**Data for the task**.
• • • •

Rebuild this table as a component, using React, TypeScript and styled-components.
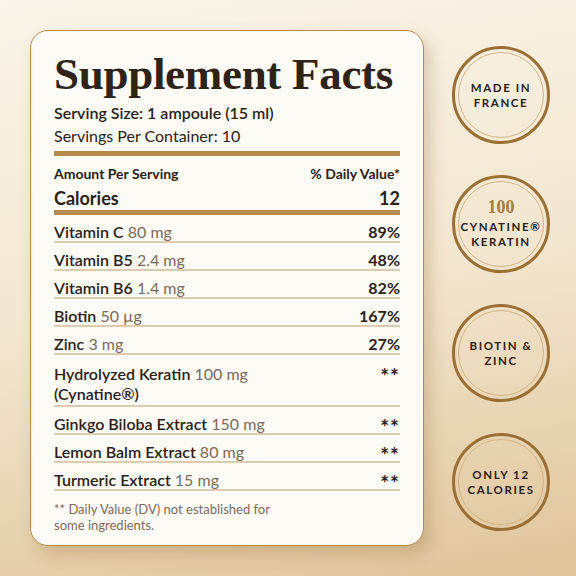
import React from 'react';
import styled, { createGlobalStyle } from 'styled-components';

const GlobalStyle = createGlobalStyle`
    html, body {
        margin: 0;
        padding: 0;
    }

    body {
        font-family: Lato, "Open Sans", sans-serif;
        color: #2b2118;
    }
`;

const Page = styled.main`
    background: linear-gradient(170deg, #faf4ea 0%, #f3e6cf 50%, #dfc499 100%);
    box-sizing: border-box;
    display: flex;
    gap: 28px;
    height: 576px;
    padding: 30px 26px 30px 30px;
    width: 576px;
`;

const Card = styled.section`
    background: #fdfbf6;
    border: 1.5px solid #b58a4c;
    border-radius: 18px;
    box-shadow: 6px 8px 16px rgba(150, 110, 55, 0.3);
    box-sizing: border-box;
    display: flex;
    flex-direction: column;
    flex-shrink: 0;
    height: 516px;
    padding: 16px 23px 0;
    width: 394px;
`;

const Title = styled.h1`
    color: #2e2219;
    font-family: "Liberation Serif", "DejaVu Serif", serif;
    font-size: 45px;
    font-weight: 700;
    letter-spacing: -0.3px;
    line-height: 54px;
    margin: 0;
`;

const Serving = styled.p<{ $bold?: boolean }>`
    font-size: 16px;
    font-weight: ${({ $bold }) => ($bold ? 600 : 400)};
    line-height: 23px;
    margin: 0;
`;

const ThickRule = styled.hr<{ $top?: number }>`
    background: #b58a4c;
    border: none;
    flex-shrink: 0;
    height: 5px;
    margin: ${({ $top }) => $top ?? 0}px 0 0;
`;

const HeadRow = styled.div`
    align-items: center;
    display: flex;
    font-size: 14px;
    font-weight: 700;
    justify-content: space-between;
    line-height: 16px;
    margin-top: 10px;
`;

const CalRow = styled.div`
    align-items: center;
    display: flex;
    font-size: 18px;
    font-weight: 700;
    justify-content: space-between;
    line-height: 22px;
    margin: 5px 0 1px;
`;

const Row = styled.div<{ $tall?: boolean }>`
    align-items: flex-start;
    border-bottom: 2px solid #dccbb0;
    display: flex;
    font-size: 16px;
    justify-content: space-between;
    line-height: ${({ $tall }) => ($tall ? 20 : 18)}px;
    padding: ${({ $tall }) => ($tall ? '9px 0 1px' : '8px 0 0')};
`;

const Name = styled.span`
    font-weight: 600;
`;

const Amount = styled.span`
    color: #7a6a5c;
    font-weight: 400;
`;

const Dv = styled.span`
    font-weight: 700;
`;

const Stars = styled.span`
    font-size: 21px;
    font-weight: 700;
    letter-spacing: 1px;
    line-height: 18px;
    margin: 3px 0 -3px;
`;

const Note = styled.p`
    color: #7a6a5c;
    font-size: 13px;
    line-height: 16px;
    margin: 10px 0 0;
`;

const Badges = styled.aside`
    align-items: center;
    display: flex;
    flex-direction: column;
    gap: 31px;
    justify-content: center;
    width: 98px;
`;

const Badge = styled.div`
    align-items: center;
    border: 3px solid #9b6e34;
    border-radius: 50%;
    box-sizing: border-box;
    display: flex;
    flex-direction: column;
    height: 98px;
    justify-content: center;
    position: relative;
    text-align: center;
    width: 98px;

    &::before {
        border: 1px solid #d2b483;
        border-radius: 50%;
        content: '';
        inset: 3px;
        position: absolute;
    }
`;

const BadgeText = styled.span`
    color: #2b2118;
    font-size: 11.5px;
    font-weight: 700;
    letter-spacing: 1.6px;
    line-height: 15px;
`;

const BadgeNumber = styled.span`
    color: #a67c3d;
    font-family: "Liberation Serif", "DejaVu Serif", serif;
    font-size: 18px;
    font-weight: 700;
    line-height: 19px;
    margin-bottom: 2px;
`;

const rows = [
    { name: 'Vitamin C', amount: '80 mg', dv: '89%' },
    { name: 'Vitamin B5', amount: '2.4 mg', dv: '48%' },
    { name: 'Vitamin B6', amount: '1.4 mg', dv: '82%' },
    { name: 'Biotin', amount: '50 µg', dv: '167%' },
    { name: 'Zinc', amount: '3 mg', dv: '27%' },
];

const extracts = [
    { name: 'Ginkgo Biloba Extract', amount: '150 mg' },
    { name: 'Lemon Balm Extract', amount: '80 mg' },
    { name: 'Turmeric Extract', amount: '15 mg' },
];

const App = () => (
    <Page>
        <GlobalStyle />
        <Card>
            <Title>Supplement Facts</Title>
            <Serving $bold>Serving Size: 1 ampoule (15 ml)</Serving>
            <Serving>Servings Per Container: 10</Serving>
            <ThickRule $top={4} />
            <HeadRow>
                <span>Amount Per Serving</span>
                <span>% Daily Value*</span>
            </HeadRow>
            <CalRow>
                <span>Calories</span>
                <span>12</span>
            </CalRow>
            <ThickRule />
            {rows.map((r) => (
                <Row key={r.name}>
                    <span>
                        <Name>{r.name}</Name> <Amount>{r.amount}</Amount>
                    </span>
                    <Dv>{r.dv}</Dv>
                </Row>
            ))}
            <Row $tall>
                <span>
                    <Name>Hydrolyzed Keratin</Name> <Amount>100 mg</Amount>
                    <br />
                    <Name>(Cynatine®)</Name>
                </span>
                <Stars>**</Stars>
            </Row>
            {extracts.map((r) => (
                <Row key={r.name}>
                    <span>
                        <Name>{r.name}</Name> <Amount>{r.amount}</Amount>
                    </span>
                    <Stars>**</Stars>
                </Row>
            ))}
            <Note>
                ** Daily Value (DV) not established for
                <br />
                some ingredients.
            </Note>
        </Card>
        <Badges>
            <Badge>
                <BadgeText>MADE IN</BadgeText>
                <BadgeText>FRANCE</BadgeText>
            </Badge>
            <Badge>
                <BadgeNumber>100</BadgeNumber>
                <BadgeText>CYNATINE®</BadgeText>
                <BadgeText>KERATIN</BadgeText>
            </Badge>
            <Badge>
                <BadgeText>BIOTIN &amp;</BadgeText>
                <BadgeText>ZINC</BadgeText>
            </Badge>
            <Badge>
                <BadgeText>ONLY 12</BadgeText>
                <BadgeText>CALORIES</BadgeText>
            </Badge>
        </Badges>
    </Page>
);

export default App;
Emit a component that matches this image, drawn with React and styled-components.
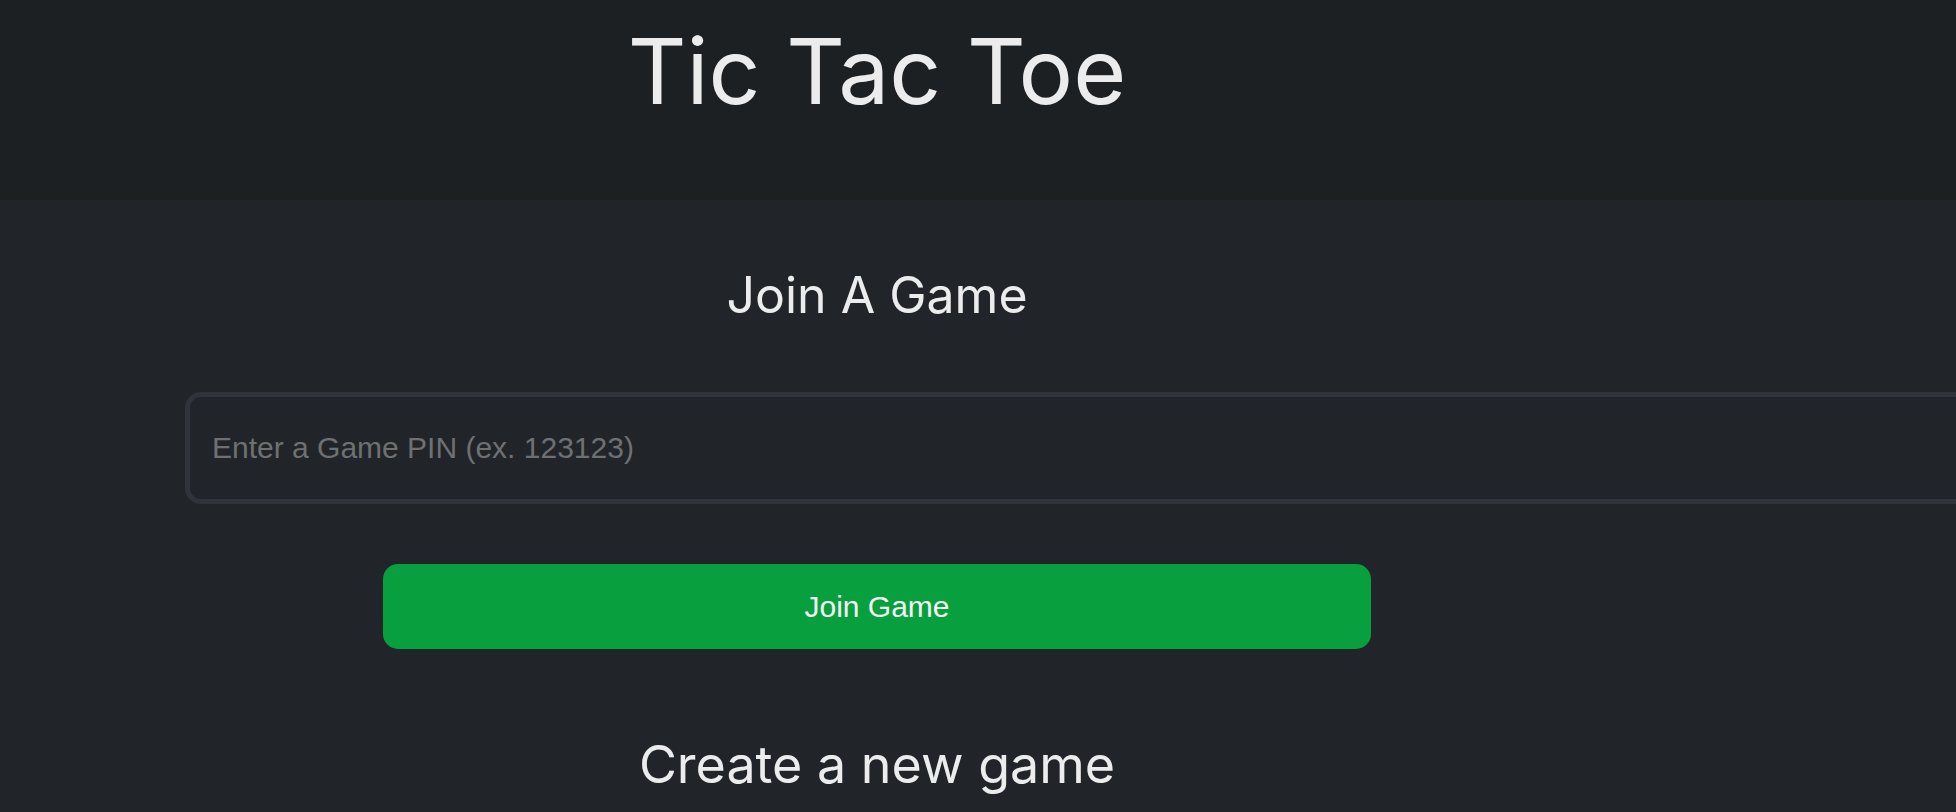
import React from 'react';
import styled, { createGlobalStyle } from 'styled-components';

const Global = createGlobalStyle`
    html, body {
        margin: 0;
        padding: 0;
        background: #212529;
        overflow: hidden;
    }
    #root {
        min-height: 812px;
    }
`

const Header = styled.header`
    height: 200px;
    background: #1c2023;
`

const Column = styled.div`
    width: 1754px;
    display: flex;
    flex-direction: column;
    align-items: center;
`

const HeaderInner = styled(Column)`
    padding-top: 26px;
`

const Title = styled.h1`
    margin: 0;
    font-family: Inter, "Noto Sans", sans-serif;
    font-weight: 400;
    font-size: 91px;
    line-height: 1;
    color: #ececec;
`

const Main = styled(Column)`
    padding-top: 70px;
`

const Heading = styled.h2`
    margin: ${p => p.$top || 0}px 0 0 0;
    font-family: Inter, "Noto Sans", sans-serif;
    font-weight: 400;
    font-size: ${p => p.$size || 50}px;
    line-height: 1;
    color: #ececec;
`

const PinInput = styled.input`
    align-self: flex-start;
    margin: 72px 0 0 185px;
    width: 1900px;
    height: 112px;
    box-sizing: border-box;
    border: 5px solid #2f333b;
    border-radius: 16px;
    background: #212529;
    padding: 0 22px;
    font-family: "Liberation Sans", Arial, sans-serif;
    font-size: 30px;
    color: #ddd;
    outline: none;
    &::placeholder {
        color: #6f7072;
    }
`

const JoinButton = styled.button`
    margin-top: 60px;
    width: 988px;
    height: 85px;
    border: none;
    border-radius: 15px;
    background: #08a03e;
    color: #f4f4f4;
    font-family: "Liberation Sans", Arial, sans-serif;
    font-size: 30px;
    cursor: pointer;
`

export default function App() {
    return (
        <>
            <Global />
            <Header>
                <HeaderInner>
                    <Title>Tic Tac Toe</Title>
                </HeaderInner>
            </Header>
            <Main>
                <Heading>Join A Game</Heading>
                <PinInput placeholder="Enter a Game PIN (ex. 123123)" />
                <JoinButton>Join Game</JoinButton>
                <Heading $top={90} $size={52}>Create a new game</Heading>
            </Main>
        </>
    )
}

• • • •

Go through the records and copy each line with "components" in it.

**Output below**.
Rebuild this table as a component, using React, TypeScript and styled-components.
import styled, { createGlobalStyle } from 'styled-components';
Emit a component that matches this image, drawn with React and styled-components.
import styled, { createGlobalStyle } from 'styled-components';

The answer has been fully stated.